Dr. Newberg believes that our brain interprets its failure to find the borderline between the self and the outside world to mean that such a distinction does not exist. The brain perceives that the self is endless interwoven with everyone. This perception feels utterly and unquestionably real for those in prayer or in meditation feel that they have touched infinity.

Dr. Newberg concludes that “Unless there is a fundamental change in the brain, religion and spirituality will be here for a very long time. The brain is predisposed to having those experiences and that is why so many people believe in God.”

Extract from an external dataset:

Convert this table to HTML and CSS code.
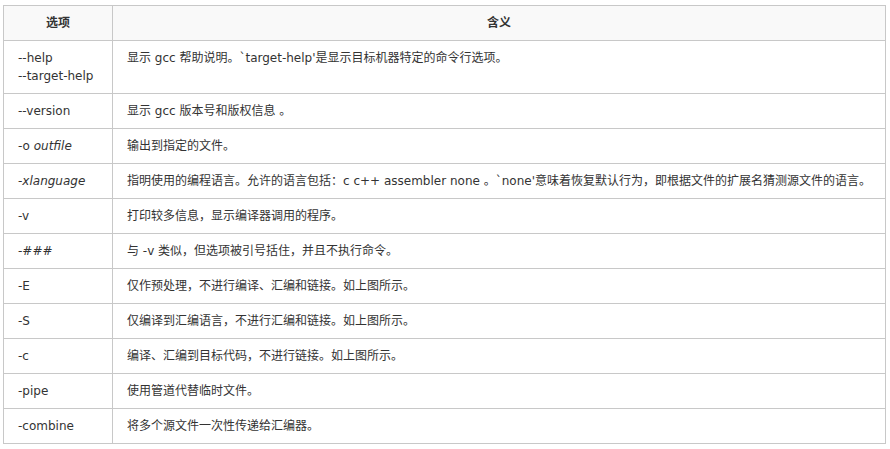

So in San Diego neuro scientists are studying why religious experiences seem to accompany epileptic seizures in some patients. In Sudbury, Ontario a professor of neuroscience is able to create a religious experience using weak electromagnetic waves. And in Philadelphia a researcher discovers how the brain functions during deep meditation and prayer.

For atheists this research supports the belief that God is a creation of the human brain. For theists the research supports the belief that God designed the human brain so that it is possible under the right conditions to feel God’s presence.

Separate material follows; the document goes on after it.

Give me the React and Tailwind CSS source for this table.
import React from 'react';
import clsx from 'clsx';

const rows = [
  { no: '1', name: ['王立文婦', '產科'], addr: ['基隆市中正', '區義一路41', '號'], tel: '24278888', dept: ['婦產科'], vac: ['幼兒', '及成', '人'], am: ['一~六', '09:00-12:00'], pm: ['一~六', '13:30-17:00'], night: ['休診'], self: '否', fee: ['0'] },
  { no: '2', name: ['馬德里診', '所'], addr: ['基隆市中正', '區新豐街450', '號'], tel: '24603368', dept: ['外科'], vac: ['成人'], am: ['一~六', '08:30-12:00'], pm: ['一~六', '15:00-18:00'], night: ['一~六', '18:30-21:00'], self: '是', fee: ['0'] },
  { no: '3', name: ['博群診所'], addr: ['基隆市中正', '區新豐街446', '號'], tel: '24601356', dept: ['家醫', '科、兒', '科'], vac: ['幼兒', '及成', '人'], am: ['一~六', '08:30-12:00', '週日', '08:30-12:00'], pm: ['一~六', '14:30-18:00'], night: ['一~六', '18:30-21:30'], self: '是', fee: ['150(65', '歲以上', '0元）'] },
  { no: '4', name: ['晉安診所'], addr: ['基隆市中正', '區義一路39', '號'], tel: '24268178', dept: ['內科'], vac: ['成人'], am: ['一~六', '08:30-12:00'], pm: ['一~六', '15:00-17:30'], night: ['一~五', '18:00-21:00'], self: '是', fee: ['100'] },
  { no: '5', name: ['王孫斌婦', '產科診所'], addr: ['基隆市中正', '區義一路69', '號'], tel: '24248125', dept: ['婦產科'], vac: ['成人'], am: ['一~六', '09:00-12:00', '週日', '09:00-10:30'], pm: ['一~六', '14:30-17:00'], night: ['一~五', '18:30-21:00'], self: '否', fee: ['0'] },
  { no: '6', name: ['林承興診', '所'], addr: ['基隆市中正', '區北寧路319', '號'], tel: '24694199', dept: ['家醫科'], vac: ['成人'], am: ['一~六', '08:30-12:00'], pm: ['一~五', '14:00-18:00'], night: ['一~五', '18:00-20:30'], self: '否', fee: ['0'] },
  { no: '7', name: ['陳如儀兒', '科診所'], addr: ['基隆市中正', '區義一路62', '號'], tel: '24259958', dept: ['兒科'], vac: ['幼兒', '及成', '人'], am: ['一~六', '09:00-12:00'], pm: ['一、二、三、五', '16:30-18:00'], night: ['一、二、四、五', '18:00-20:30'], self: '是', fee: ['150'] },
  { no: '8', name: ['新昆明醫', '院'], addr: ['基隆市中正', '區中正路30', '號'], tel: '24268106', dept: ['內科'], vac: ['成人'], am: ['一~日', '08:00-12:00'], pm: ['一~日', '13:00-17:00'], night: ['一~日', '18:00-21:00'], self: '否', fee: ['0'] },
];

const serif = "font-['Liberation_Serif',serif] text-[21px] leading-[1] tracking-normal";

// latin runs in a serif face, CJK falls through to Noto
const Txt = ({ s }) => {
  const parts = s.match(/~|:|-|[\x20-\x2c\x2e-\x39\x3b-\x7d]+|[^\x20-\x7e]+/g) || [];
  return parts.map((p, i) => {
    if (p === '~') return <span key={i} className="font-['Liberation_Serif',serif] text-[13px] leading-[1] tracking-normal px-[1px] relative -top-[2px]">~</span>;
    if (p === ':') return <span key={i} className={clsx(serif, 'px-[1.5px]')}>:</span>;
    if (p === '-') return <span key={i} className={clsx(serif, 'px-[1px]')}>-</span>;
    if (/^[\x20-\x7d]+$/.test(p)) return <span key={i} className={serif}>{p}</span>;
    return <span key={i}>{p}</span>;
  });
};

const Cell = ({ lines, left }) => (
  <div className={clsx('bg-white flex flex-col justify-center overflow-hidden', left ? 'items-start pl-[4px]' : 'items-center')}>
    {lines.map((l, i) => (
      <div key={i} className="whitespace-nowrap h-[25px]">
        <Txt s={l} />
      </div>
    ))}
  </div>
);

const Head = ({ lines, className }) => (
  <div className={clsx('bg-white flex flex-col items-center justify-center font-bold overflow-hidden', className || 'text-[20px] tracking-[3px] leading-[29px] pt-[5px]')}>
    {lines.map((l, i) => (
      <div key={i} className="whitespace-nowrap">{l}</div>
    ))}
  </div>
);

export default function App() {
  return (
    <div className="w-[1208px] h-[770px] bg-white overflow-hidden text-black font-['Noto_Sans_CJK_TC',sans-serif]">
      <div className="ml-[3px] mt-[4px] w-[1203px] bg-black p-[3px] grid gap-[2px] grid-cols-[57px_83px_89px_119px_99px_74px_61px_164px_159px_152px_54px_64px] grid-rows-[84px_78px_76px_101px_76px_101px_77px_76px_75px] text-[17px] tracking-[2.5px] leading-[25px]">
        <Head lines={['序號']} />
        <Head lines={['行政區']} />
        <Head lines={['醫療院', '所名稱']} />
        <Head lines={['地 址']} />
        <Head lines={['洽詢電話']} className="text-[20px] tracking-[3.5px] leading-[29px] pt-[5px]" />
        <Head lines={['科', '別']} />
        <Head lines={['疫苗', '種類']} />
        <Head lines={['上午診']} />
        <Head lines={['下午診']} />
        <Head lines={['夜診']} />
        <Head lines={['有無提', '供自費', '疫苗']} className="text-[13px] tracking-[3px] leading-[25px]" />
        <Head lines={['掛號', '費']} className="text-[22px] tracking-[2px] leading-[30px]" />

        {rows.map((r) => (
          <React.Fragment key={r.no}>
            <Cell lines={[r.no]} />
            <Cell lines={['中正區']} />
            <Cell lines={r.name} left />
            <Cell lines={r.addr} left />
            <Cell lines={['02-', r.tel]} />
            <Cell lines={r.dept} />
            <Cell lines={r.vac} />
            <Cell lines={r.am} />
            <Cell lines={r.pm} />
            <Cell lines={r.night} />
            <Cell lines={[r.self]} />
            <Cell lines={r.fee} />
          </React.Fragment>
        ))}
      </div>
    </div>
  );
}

Personally I have never seen an angel or had a vision. I am a rational, logical Unitarian, and I find it interesting that people who have felt the presence of God or seen an angel or had a vision, may have simply experienced a special stimulation of their brain caused by an epileptic seizure or by electromagnetic waves, or by the slowing of blood flow to part of the brain. I will continue to read about such research with great interest.

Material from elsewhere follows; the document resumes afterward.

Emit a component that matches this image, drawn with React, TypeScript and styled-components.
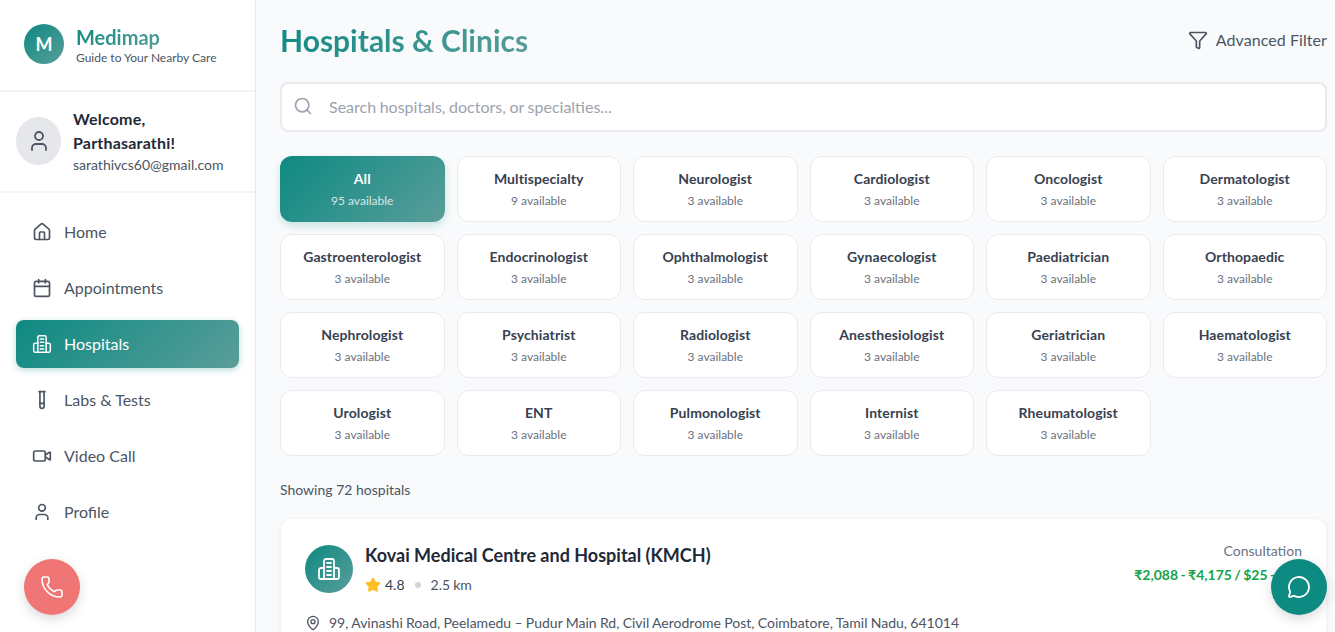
import React, { FC } from 'react';
import styled, { createGlobalStyle } from 'styled-components';
import {
  Calendar,
  Filter,
  House,
  MapPin,
  MessageCircle,
  Phone,
  Search,
  Star,
  TestTube,
  User,
  Video,
} from 'lucide-react';

const teal = 'linear-gradient(135deg, #0d8a82 0%, #5a9d9a 100%)';

const GlobalStyle = createGlobalStyle`
  html, body {
    margin: 0;
    padding: 0;
    height: 632px;
    overflow: hidden;
    background: #f9fafb;
    font-family: Lato, "Liberation Sans", sans-serif;
  }
  * { box-sizing: border-box; }
`;

const Page = styled.div`
  display: flex;
  width: 1335px;
  height: 632px;
  overflow: hidden;
`;

const Sidebar = styled.aside`
  width: 256px;
  flex-shrink: 0;
  background: #fff;
  border-right: 1px solid #e5e7eb;
  display: flex;
  flex-direction: column;
`;

const Brand = styled.div`
  height: 92px;
  padding: 24px 24px 0;
  display: flex;
  gap: 12px;
  border-bottom: 2px solid #f3f4f6;
`;

const BrandMark = styled.div`
  width: 40px;
  height: 40px;
  border-radius: 50%;
  background: ${teal};
  color: #fff;
  font-size: 18px;
  font-weight: 700;
  display: flex;
  align-items: center;
  justify-content: center;
`;

const BrandName = styled.div`
  width: fit-content;
  background: ${teal};
  background-clip: text;
  -webkit-background-clip: text;
  color: transparent;
  font-size: 20px;
  font-weight: 700;
  line-height: 26px;
`;

const BrandTag = styled.div`
  color: #4b5563;
  font-size: 12px;
  line-height: 16px;
`;

const UserBlock = styled.div`
  height: 101px;
  padding: 15px 16px 0;
  display: flex;
  gap: 12px;
  border-bottom: 2px solid #f3f4f6;
`;

const Avatar = styled.div`
  width: 45px;
  height: 48px;
  margin-top: 10px;
  border-radius: 50%;
  background: #e5e7eb;
  color: #4b5563;
  display: flex;
  align-items: center;
  justify-content: center;
`;

const UserName = styled.div`
  color: #1f2937;
  font-size: 16px;
  font-weight: 700;
  line-height: 24px;
  letter-spacing: 0.2px;
`;

const UserMail = styled.div`
  color: #4b5563;
  font-size: 14px;
  line-height: 20px;
`;

const Nav = styled.nav`
  display: flex;
  flex-direction: column;
  gap: 8px;
  padding: 15px 16px 16px;
`;

const NavItem = styled.div<{ $active?: boolean }>`
  height: 48px;
  padding: 0 16px;
  display: flex;
  align-items: center;
  gap: 12px;
  border-radius: 8px;
  font-size: 16px;
  color: ${(p) => (p.$active ? '#fff' : '#4b5563')};
  background: ${(p) => (p.$active ? teal : 'transparent')};
  box-shadow: ${(p) => (p.$active ? '0 2px 6px rgba(13, 138, 130, 0.3)' : 'none')};
`;

const NavLabel = styled.span`
  margin-bottom: 2px;
`;

const Fab = styled.button<{ $side: 'left' | 'right'; $color: string }>`
  position: fixed;
  bottom: 17px;
  ${(p) => (p.$side === 'left' ? 'left: 24px;' : 'right: 8px;')}
  width: 56px;
  height: 56px;
  padding: 0;
  border: 0;
  border-radius: 50%;
  background: ${(p) => p.$color};
  color: #fff;
  display: flex;
  align-items: center;
  justify-content: center;
  box-shadow: 0 4px 12px rgba(0, 0, 0, 0.15);
`;

const Main = styled.main`
  flex: 1;
  min-width: 0;
  padding: 0 8px 0 24px;
`;

const Header = styled.header`
  height: 82px;
  display: flex;
  align-items: center;
  justify-content: space-between;
`;

const Title = styled.h1`
  margin: 0 0 2px;
  font-size: 30px;
  font-weight: 700;
  line-height: 40px;
  background: ${teal};
  background-clip: text;
  -webkit-background-clip: text;
  color: transparent;
`;

const FilterLink = styled.div`
  display: flex;
  align-items: center;
  gap: 8px;
  margin-bottom: 2px;
  color: #4b5563;
  font-size: 16px;
  line-height: 20px;
  letter-spacing: 0.07px;
`;

const SearchBox = styled.div`
  height: 50px;
  padding: 0 16px 2px 11px;
  display: flex;
  align-items: center;
  gap: 16px;
  background: #fff;
  border: 2px solid #e8eaee;
  border-radius: 8px;
  color: #9ca3af;
  font-size: 16px;
  word-spacing: -0.5px;
`;

const Grid = styled.div`
  margin-top: 24px;
  display: grid;
  grid-template-columns: repeat(6, 1fr);
  grid-auto-rows: 66px;
  gap: 12px;
`;

const Chip = styled.div<{ $active?: boolean }>`
  display: flex;
  flex-direction: column;
  align-items: center;
  justify-content: center;
  border-radius: 12px;
  background: ${(p) => (p.$active ? teal : '#fff')};
  border: ${(p) => (p.$active ? '0' : '1px solid #e9ebef')};
  box-shadow: ${(p) => (p.$active ? '0 4px 8px rgba(13, 138, 130, 0.2)' : 'none')};
`;

const ChipName = styled.div<{ $active?: boolean }>`
  color: ${(p) => (p.$active ? '#fff' : '#374151')};
  font-size: 14px;
  font-weight: 700;
  line-height: 20px;
  letter-spacing: 0.1px;
`;

const ChipCount = styled.div<{ $active?: boolean }>`
  margin-top: 4px;
  color: ${(p) => (p.$active ? 'rgba(255, 255, 255, 0.8)' : '#6b7280')};
  font-size: 12px;
  line-height: 16px;
`;

const Showing = styled.div`
  margin-top: 24px;
  color: #4b5563;
  font-size: 14px;
  line-height: 20px;
`;

const Card = styled.article`
  margin-top: 18px;
  padding: 22px 24px 24px;
  height: 200px;
  background: #fff;
  border: 1px solid #f3f4f6;
  border-radius: 12px;
  box-shadow: 0 1px 4px rgba(0, 0, 0, 0.05);
`;

const CardTop = styled.div`
  display: flex;
  justify-content: space-between;
`;

const CardIdentity = styled.div`
  display: flex;
  gap: 12px;
`;

const CardMark = styled.div`
  width: 48px;
  height: 48px;
  margin-top: 4px;
  border-radius: 50%;
  background: ${teal};
  color: #fff;
  display: flex;
  align-items: center;
  justify-content: center;
`;

const CardName = styled.h2`
  margin: 0;
  color: #1f2937;
  font-size: 18px;
  font-weight: 700;
  line-height: 28px;
`;

const Meta = styled.div`
  margin-top: 6px;
  display: flex;
  align-items: center;
  color: #4b5563;
  font-size: 14px;
  line-height: 20px;
  word-spacing: -0.5px;
`;

const Rating = styled.span`
  margin-left: 4px;
  color: #374151;
`;

const Dot = styled.span`
  width: 6px;
  height: 6px;
  margin: 0 10px;
  border-radius: 50%;
  background: #d1d5db;
`;

const Fee = styled.div`
  text-align: right;
`;

const FeeLabel = styled.div`
  color: #6b7280;
  font-size: 14px;
  line-height: 20px;
`;

const FeeValue = styled.div`
  margin-top: 4px;
  color: #16a34a;
  font-size: 14px;
  font-weight: 700;
  line-height: 20px;
  word-spacing: -1px;
`;

const Address = styled.div`
  margin-top: 18px;
  display: flex;
  align-items: center;
  gap: 8px;
  color: #4b5563;
  font-size: 14px;
  line-height: 20px;
  word-spacing: -0.3px;
`;

const HospitalIcon: FC<{ size: number }> = ({ size }) => (
  <svg
    width={size}
    height={size}
    viewBox="0 0 24 24"
    fill="none"
    stroke="currentColor"
    strokeWidth="1.8"
    strokeLinecap="round"
    strokeLinejoin="round"
  >
    <path d="M7 22V4a2 2 0 0 1 2-2h6a2 2 0 0 1 2 2v18" />
    <path d="M7 11H4a2 2 0 0 0-2 2v7a2 2 0 0 0 2 2h16a2 2 0 0 0 2-2v-7a2 2 0 0 0-2-2h-3" />
    <path d="M10 6h4M10 10h4M10 14h4M10 18h4" />
  </svg>
);

const specialties: [string, number][] = [
  ['All', 95],
  ['Multispecialty', 9],
  ['Neurologist', 3],
  ['Cardiologist', 3],
  ['Oncologist', 3],
  ['Dermatologist', 3],
  ['Gastroenterologist', 3],
  ['Endocrinologist', 3],
  ['Ophthalmologist', 3],
  ['Gynaecologist', 3],
  ['Paediatrician', 3],
  ['Orthopaedic', 3],
  ['Nephrologist', 3],
  ['Psychiatrist', 3],
  ['Radiologist', 3],
  ['Anesthesiologist', 3],
  ['Geriatrician', 3],
  ['Haematologist', 3],
  ['Urologist', 3],
  ['ENT', 3],
  ['Pulmonologist', 3],
  ['Internist', 3],
  ['Rheumatologist', 3],
];

const App: FC = () => {
  return (
    <Page>
      <GlobalStyle />
      <Sidebar>
        <Brand>
          <BrandMark>M</BrandMark>
          <div>
            <BrandName>Medimap</BrandName>
            <BrandTag>Guide to Your Nearby Care</BrandTag>
          </div>
        </Brand>
        <UserBlock>
          <Avatar>
            <User size={24} strokeWidth={1.8} />
          </Avatar>
          <div>
            <UserName>
              Welcome,
              <br />
              Parthasarathi!
            </UserName>
            <UserMail>sarathivcs60@gmail.com</UserMail>
          </div>
        </UserBlock>
        <Nav>
          <NavItem>
            <House size={20} />
            <NavLabel>Home</NavLabel>
          </NavItem>
          <NavItem>
            <Calendar size={20} />
            <NavLabel>Appointments</NavLabel>
          </NavItem>
          <NavItem $active>
            <HospitalIcon size={20} />
            <NavLabel>Hospitals</NavLabel>
          </NavItem>
          <NavItem>
            <TestTube size={20} />
            <NavLabel>Labs &amp; Tests</NavLabel>
          </NavItem>
          <NavItem>
            <Video size={20} />
            <NavLabel>Video Call</NavLabel>
          </NavItem>
          <NavItem>
            <User size={20} />
            <NavLabel>Profile</NavLabel>
          </NavItem>
        </Nav>
      </Sidebar>
      <Main>
        <Header>
          <Title>Hospitals &amp; Clinics</Title>
          <FilterLink>
            <Filter size={20} />
            Advanced Filter
          </FilterLink>
        </Header>
        <SearchBox>
          <Search size={20} />
          Search hospitals, doctors, or specialties...
        </SearchBox>
        <Grid>
          {specialties.map(([name, count], index) => (
            <Chip key={name} $active={index === 0}>
              <ChipName $active={index === 0}>{name}</ChipName>
              <ChipCount $active={index === 0}>{count} available</ChipCount>
            </Chip>
          ))}
        </Grid>
        <Showing>Showing 72 hospitals</Showing>
        <Card>
          <CardTop>
            <CardIdentity>
              <CardMark>
                <HospitalIcon size={24} />
              </CardMark>
              <div>
                <CardName>Kovai Medical Centre and Hospital (KMCH)</CardName>
                <Meta>
                  <Star size={16} fill="#fbbf24" color="#fbbf24" />
                  <Rating>4.8</Rating>
                  <Dot />
                  2.5 km
                </Meta>
              </div>
            </CardIdentity>
            <Fee>
              <FeeLabel>Consultation</FeeLabel>
              <FeeValue>₹2,088 - ₹4,175 / $25 - $50</FeeValue>
            </Fee>
          </CardTop>
          <Address>
            <MapPin size={16} />
            99, Avinashi Road, Peelamedu – Pudur Main Rd, Civil Aerodrome Post, Coimbatore, Tamil Nadu, 641014
          </Address>
        </Card>
      </Main>
      <Fab $side="left" $color="#f07575">
        <Phone size={24} strokeWidth={1.6} />
      </Fab>
      <Fab $side="right" $color="#0d8a82">
        <MessageCircle size={24} strokeWidth={1.8} />
      </Fab>
    </Page>
  );
};

export default App;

Still, this research does not cause me to embrace atheism. I continue trust that the universe has an intentionality, a purpose a meaning. Most of us can see. Understanding how our vision works, understanding how our brain sees things, does not then mean that what we see with our eyes is an illusion. In the same way, if we understand better how our brains feel the presence of God, this does not necessarily prove that the feeling is an illusion.

I look at the vastness of the visible universe, of the billions of stars. I look at how much we have learned as human beings in just the last century and how much is still a mystery. I hold on to the belief that a purpose exists and I am comfortable calling that purpose God.

I believe that we experience this purpose through a special relationship we have with people, with the earth and with works of art like music and paintings. It occurs when I exchange a smile with a friend at church on Sunday morning. It is the fleeting sense of purpose I feel when we hear the sounds of beautiful music. It is the fleeting sense of connection I feel when I hear the lines of a beautiful poem. It is the fleeting sense of relationship I feel when I laugh with others. Someday with a portable brain scanner, it might be possible to study what happens inside my brain when I see a friend, or look at a beautiful painting, or listen to music, or smell a flower. I will be interested in the results of such research. However, I do not think that knowing more about the way my brain works will shake my belief that the universe has an intentionality, a purpose, a meaning.

Those times, when I feel a part of this intentionality, part of this purpose, I find that life seems richer and fuller; failures and disappointments seem more bearable and grief more acceptable. In spite of the poverty and injustice, in spite of the violence and the wars, we are slowing making progress in the effort of human being to understand the nature of life and the universe. All of us share in this progress.

***

Sources:

For an introduction to the work of Vilayanur Ramachandran, see: Talan, Jamie, “Religion: is it All in Your Head?” Psychology Today, March-April, 1998. Also Phantoms in the Brain by V.S. Ramachandran, 1999. And A Brief Tour of Human Consciousness, VS. Ramachandran, 2004.

For an introduction to the work of Michael Persinger see: Hitt, Jack, “This Is Your Brain on God” Wired Magazine, November 1999. Also, Neuro Psychological Bases of God Beliefs, 1987.

For an account of the work of Andrew Newberg, MD, see: Newberg and D’Aquili, Why God Won’t Go Away, Brain Science and the Biology of Belief, Ballantine Books, New York, 2001.